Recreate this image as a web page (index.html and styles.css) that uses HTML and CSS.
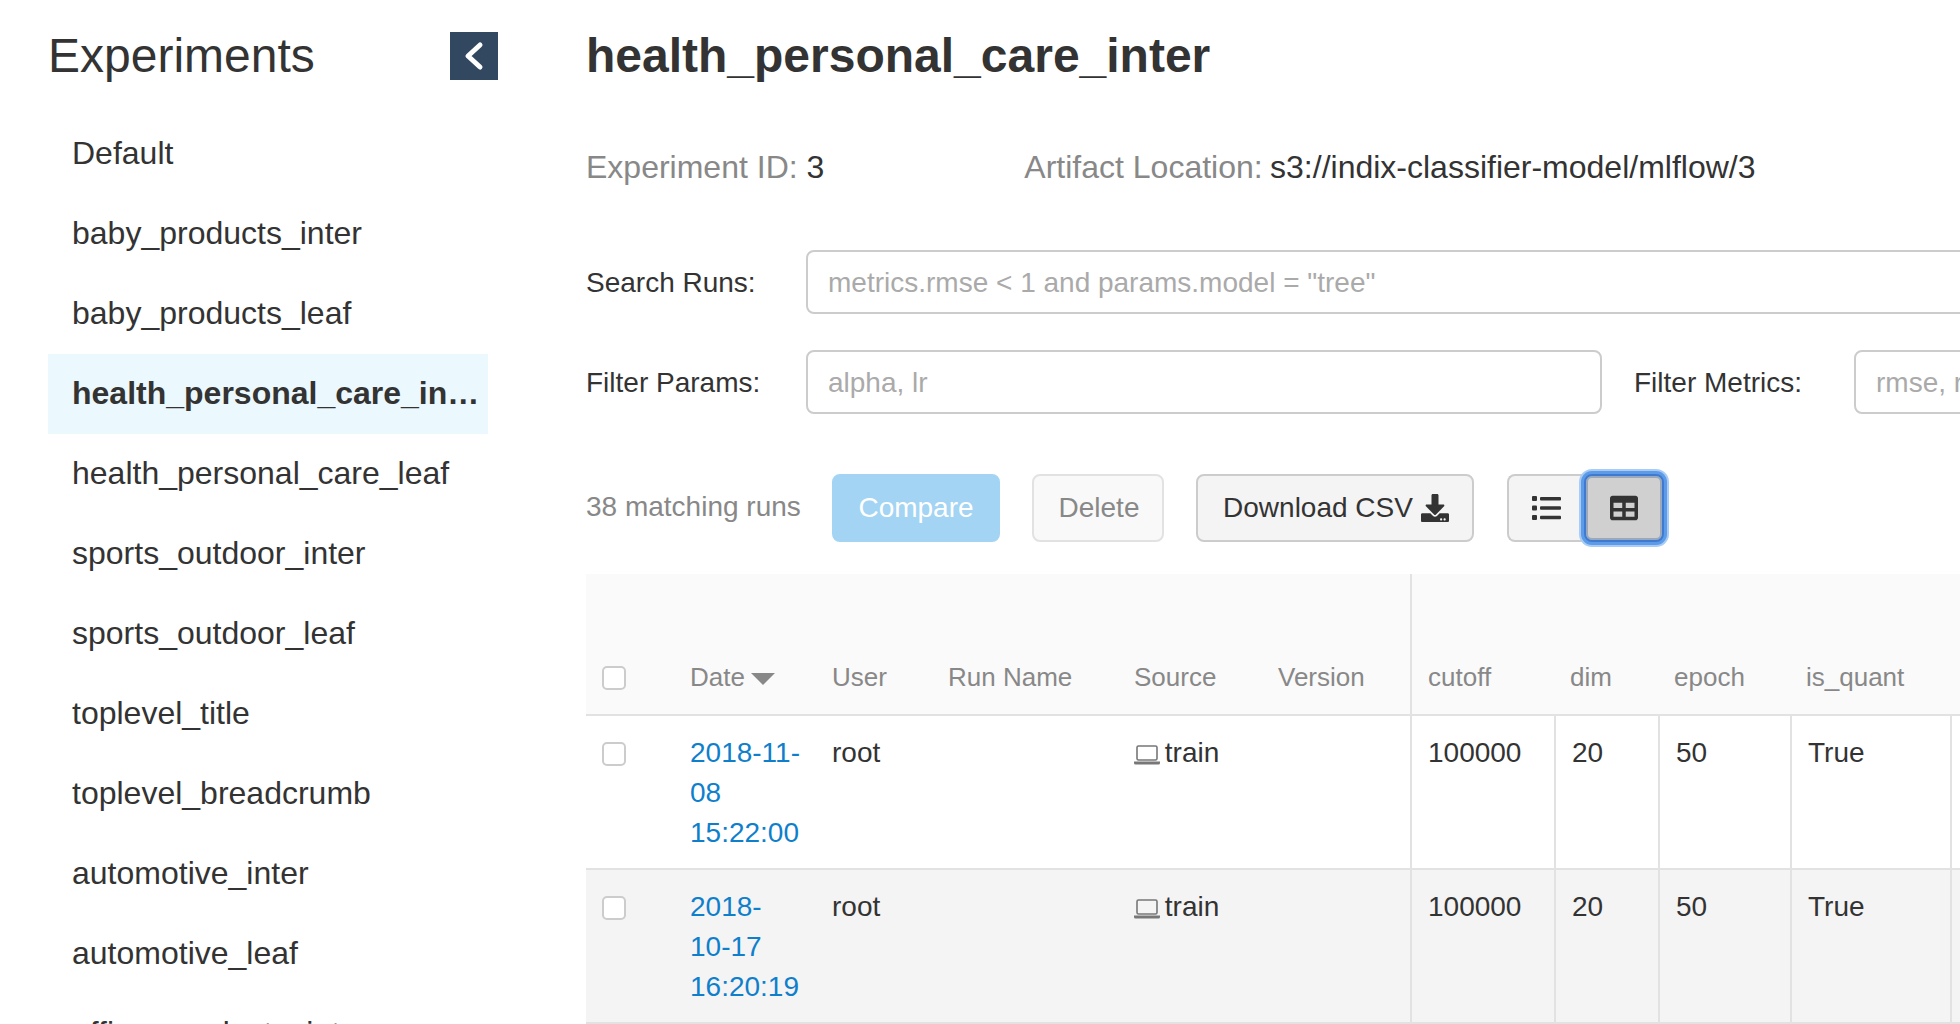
FILE: index.html
```html
<!DOCTYPE html>
<html lang="en">
<head>
    <meta charset="UTF-8">
    <title>MLflow Experiments</title>
    <link rel="stylesheet" href="styles.css">
</head>
<body>
<div class="app">
    <!-- Experiment list -->
    <aside class="sidebar">
        <div class="sidebar-head">
            <h2 class="sidebar-title">Experiments</h2>
            <button class="collapse-btn" type="button" aria-label="Collapse">
                <svg width="24" height="32" viewBox="0 0 24 32"><polyline points="18,5 6,16 18,27" fill="none" stroke="#fff" stroke-width="5" stroke-linecap="round" stroke-linejoin="round"/></svg>
            </button>
        </div>
        <ul class="experiment-list">
            <li>Default</li>
            <li>baby_products_inter</li>
            <li>baby_products_leaf</li>
            <li class="active">health_personal_care_inter</li>
            <li>health_personal_care_leaf</li>
            <li>sports_outdoor_inter</li>
            <li>sports_outdoor_leaf</li>
            <li>toplevel_title</li>
            <li>toplevel_breadcrumb</li>
            <li>automotive_inter</li>
            <li>automotive_leaf</li>
            <li>office_products_inter</li>
        </ul>
    </aside>

    <main class="main">
        <h1 class="title">health_personal_care_inter</h1>

        <div class="meta">
            <span class="meta-item"><span class="meta-label">Experiment ID:</span> 3</span>
            <span class="meta-item"><span class="meta-label artifact">Artifact Location:</span> s3://indix-classifier-model/mlflow/3</span>
        </div>

        <div class="search-row first">
            <label class="search-label" for="search">Search Runs:</label>
            <input class="text-input wide" id="search" type="text" placeholder='metrics.rmse &lt; 1 and params.model = "tree"'>
        </div>
        <div class="search-row">
            <label class="search-label" for="params">Filter Params:</label>
            <input class="text-input params" id="params" type="text" placeholder="alpha, lr">
            <label class="search-label metrics-label" for="metrics">Filter Metrics:</label>
            <input class="text-input metrics" id="metrics" type="text" placeholder="rmse, r2">
        </div>

        <div class="toolbar">
            <span class="match-count">38 matching runs</span>
            <button class="btn btn-compare" type="button">Compare</button>
            <button class="btn btn-delete" type="button">Delete</button>
            <button class="btn btn-download" type="button">Download CSV
                <svg class="download-icon" width="28" height="28" viewBox="0 0 512 512"><path fill="#333" d="M216 0h80c13.3 0 24 10.7 24 24v168h87.7c17.8 0 26.7 21.5 14.1 34.1L269.7 378.3c-7.5 7.5-19.8 7.5-27.3 0L90.1 226.1c-12.6-12.6-3.7-34.1 14.1-34.1H192V24c0-13.3 10.7-24 24-24zm296 376v112c0 13.3-10.7 24-24 24H24c-13.3 0-24-10.7-24-24V376c0-13.3 10.7-24 24-24h146.7l49 49c20.1 20.1 52.5 20.1 72.6 0l49-49H488c13.3 0 24 10.7 24 24zm-124 88c0-11-9-20-20-20s-20 9-20 20 9 20 20 20 20-9 20-20zm64 0c0-11-9-20-20-20s-20 9-20 20 9 20 20 20 20-9 20-20z"/></svg>
            </button>
            <div class="view-group">
                <button class="btn view-btn" type="button" aria-label="List view">
                    <svg width="29" height="24" viewBox="0 0 29 24" fill="#333"><rect x="0" y="0" width="5" height="5" rx="1"/><rect x="0" y="9.5" width="5" height="5" rx="1"/><rect x="0" y="19" width="5" height="5" rx="1"/><rect x="8" y="1" width="21" height="3.4" rx="1"/><rect x="8" y="10.3" width="21" height="3.4" rx="1"/><rect x="8" y="19.8" width="21" height="3.4" rx="1"/></svg>
                </button>
                <button class="btn view-btn focused" type="button" aria-label="Table view">
                    <svg width="28" height="28" viewBox="0 0 512 512"><path fill="#333" d="M464 32H48C21.49 32 0 53.49 0 80v352c0 26.51 21.49 48 48 48h416c26.51 0 48-21.49 48-48V80c0-26.51-21.49-48-48-48zM224 416H64v-96h160v96zm0-160H64v-96h160v96zm224 160H288v-96h160v96zm0-160H288v-96h160v96z"/></svg>
                </button>
            </div>
        </div>

        <table class="runs">
            <colgroup>
                <col class="c-check"><col class="c-date"><col class="c-user"><col class="c-name"><col class="c-source"><col class="c-version">
                <col class="c-cutoff"><col class="c-dim"><col class="c-epoch"><col class="c-quant"><col class="c-rest">
            </colgroup>
            <thead>
                <tr>
                    <th><input class="check" type="checkbox"></th>
                    <th>Date<span class="sort-arrow"></span></th>
                    <th>User</th>
                    <th>Run Name</th>
                    <th>Source</th>
                    <th>Version</th>
                    <th class="group-start">cutoff</th>
                    <th>dim</th>
                    <th>epoch</th>
                    <th>is_quant</th>
                    <th></th>
                </tr>
            </thead>
            <tbody>
                <tr>
                    <td><input class="check" type="checkbox"></td>
                    <td class="date"><a href="#">2018-11-08 15:22:00</a></td>
                    <td>root</td>
                    <td></td>
                    <td><svg class="laptop" width="26" height="20" viewBox="0 0 26 20"><rect x="3" y="1" width="20" height="14" rx="1.5" fill="none" stroke="#777" stroke-width="1.6"/><path fill="#777" d="M0 16.5h26v1.5a1.5 1.5 0 0 1-1.5 1.5h-23A1.5 1.5 0 0 1 0 18z"/></svg> train</td>
                    <td></td>
                    <td class="group-start">100000</td>
                    <td>20</td>
                    <td>50</td>
                    <td>True</td>
                    <td></td>
                </tr>
                <tr>
                    <td><input class="check" type="checkbox"></td>
                    <td class="date"><a href="#">2018-10-17 16:20:19</a></td>
                    <td>root</td>
                    <td></td>
                    <td><svg class="laptop" width="26" height="20" viewBox="0 0 26 20"><rect x="3" y="1" width="20" height="14" rx="1.5" fill="none" stroke="#777" stroke-width="1.6"/><path fill="#777" d="M0 16.5h26v1.5a1.5 1.5 0 0 1-1.5 1.5h-23A1.5 1.5 0 0 1 0 18z"/></svg> train</td>
                    <td></td>
                    <td class="group-start">100000</td>
                    <td>20</td>
                    <td>50</td>
                    <td>True</td>
                    <td></td>
                </tr>
            </tbody>
        </table>
    </main>
</div>
</body>
</html>
```

FILE: styles.css
```css
* {
    box-sizing: border-box;
}
html, body {
    margin: 0;
    height: 100%;
    overflow: hidden;
}
body {
    font-family: "Liberation Sans", Arial, sans-serif;
    color: #333;
    background-color: #fff;
}
.app {
    display: flex;
    height: 1024px;
    overflow: hidden;
}

/* Sidebar */
.sidebar {
    flex: 0 0 586px;
    padding: 32px 0 0 48px;
}
.sidebar-head {
    display: flex;
    justify-content: space-between;
    align-items: center;
    width: 450px;
    height: 48px;
    margin-bottom: 34px;
}
.sidebar-title {
    margin: 0;
    font-size: 48px;
    font-weight: normal;
    line-height: 48px;
}
.collapse-btn {
    display: flex;
    align-items: center;
    justify-content: center;
    width: 48px;
    height: 48px;
    padding: 0;
    border: none;
    background-color: #324760;
}
.experiment-list {
    list-style: none;
    margin: 0;
    padding: 0;
    width: 440px;
}
.experiment-list li {
    height: 80px;
    padding: 0 8px 0 24px;
    font-size: 32px;
    line-height: 78px;
    white-space: nowrap;
    overflow: hidden;
    text-overflow: ellipsis;
}
.experiment-list .active {
    font-weight: bold;
    background-color: #ebf8fd;
}

/* Main */
.main {
    flex: 1;
    min-width: 0;
    overflow: hidden;
}
.title {
    margin: 24px 0 0;
    font-size: 48px;
    font-weight: bold;
    line-height: 64px;
}
.meta {
    display: flex;
    gap: 200px;
    margin-top: 59px;
    font-size: 32px;
    line-height: 40px;
}
.meta-label {
    color: #888;
}
.meta-label.artifact {
    margin-right: -1.5px;
}
.search-row {
    display: flex;
    align-items: center;
    margin-top: 36px;
    white-space: nowrap;
}
.search-row.first {
    margin-top: 63px;
}
.search-label {
    flex: 0 0 220px;
    padding-top: 2px;
    font-size: 28px;
}
.metrics-label {
    margin-left: 32px;
}
.text-input {
    height: 64px;
    padding: 2px 20px 0;
    border: 2px solid #ccc;
    border-radius: 8px;
    font-family: inherit;
    font-size: 28px;
    color: #333;
    flex: none;
}
.text-input::placeholder {
    color: #aaa;
    opacity: 1;
}
.wide {
    width: 1300px;
}
.params {
    width: 796px;
}
.metrics {
    width: 400px;
}

/* Toolbar */
.toolbar {
    display: flex;
    align-items: center;
    gap: 32px;
    height: 68px;
    margin-top: 60px;
}
.match-count {
    flex: 0 0 214px;
    min-width: 0;
    padding-bottom: 2px;
    font-size: 28px;
    white-space: nowrap;
    color: #888;
}
.btn {
    height: 68px;
    padding: 0;
    border: 2px solid #ccc;
    border-radius: 8px;
    font-family: inherit;
    font-size: 28px;
    color: #333;
    background-color: #f4f4f4;
}
.btn-compare {
    width: 168px;
    border-color: #a3d4f3;
    color: #fff;
    background-color: #a3d4f3;
}
.btn-delete {
    width: 132px;
    padding-left: 2px;
    border-color: #e2e2e2;
    color: #888;
    background-color: #f9f9f9;
}
.btn-download {
    display: flex;
    align-items: center;
    justify-content: center;
    gap: 8px;
    width: 278px;
    padding-left: 2px;
}
.view-group {
    display: flex;
    margin-left: 1px;
}
.view-btn {
    display: flex;
    align-items: center;
    justify-content: center;
    width: 77px;
    border-radius: 8px 0 0 8px;
    border-right: none;
}
.view-btn.focused {
    width: 80px;
    border: 2px solid #3e7bd0;
    border-radius: 8px;
    background-color: #d0d0d0;
    box-shadow: inset 0 0 0 2px #9aa8bc, 0 0 0 3px #5b9be8, 0 0 0 5px #a8ccf5;
}

/* Runs table */
.runs {
    width: 1464px;
    margin-top: 32px;
    table-layout: fixed;
    border-collapse: separate;
    border-spacing: 0;
}
.c-check { width: 90px; }
.c-date { width: 142px; }
.c-user { width: 116px; }
.c-name { width: 186px; }
.c-source { width: 144px; }
.c-version { width: 146px; }
.c-cutoff { width: 144px; }
.c-dim { width: 104px; }
.c-epoch { width: 132px; }
.c-quant { width: 160px; }
.c-rest { width: 100px; }

.runs th {
    height: 142px;
    padding: 0 0 17px 16px;
    border-bottom: 2px solid #e2e2e2;
    font-size: 26px;
    font-weight: normal;
    line-height: 40px;
    text-align: left;
    vertical-align: bottom;
    white-space: nowrap;
    color: #888;
    background-color: #fafafa;
}
.runs td {
    padding: 17px 0 15px 16px;
    border-bottom: 2px solid #e2e2e2;
    border-left: 2px solid #e2e2e2;
    font-size: 28px;
    line-height: 40px;
    vertical-align: top;
}
.runs td:nth-child(-n+6) {
    padding-left: 14px;
    border-left: none;
}
.runs th:nth-child(-n+6) {
    padding-left: 14px;
}
.runs th.group-start {
    border-left: 2px solid #e2e2e2;
}
.runs tbody tr:nth-child(even) {
    background-color: #f4f4f4;
}
.runs th:first-child,
.runs td:first-child {
    padding-left: 16px;
}
.runs .date {
    padding-right: 17px;
}
.runs a {
    color: #0f7fcc;
    text-decoration: none;
}
.check {
    appearance: none;
    display: block;
    width: 24px;
    height: 24px;
    margin: 0;
    border: 2px solid #ccc;
    border-radius: 5px;
    background-color: #fff;
}
.runs td .check {
    margin-top: 9px;
}
.runs th .check {
    margin-bottom: 7px;
}
.sort-arrow {
    display: inline-block;
    width: 0;
    height: 0;
    margin-left: 6px;
    border-left: 12px solid transparent;
    border-right: 12px solid transparent;
    border-top: 12px solid #888;
    vertical-align: 1px;
}
.laptop {
    margin-right: -3px;
    vertical-align: -3px;
}
```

▸ TASK DETAILS
List the lines that contain the word "styles".

▸ FINISHED EXERCISE
Recreate this image as a web page (index.html and styles.css) that uses HTML and CSS.
    <link rel="stylesheet" href="styles.css">
FILE: styles.css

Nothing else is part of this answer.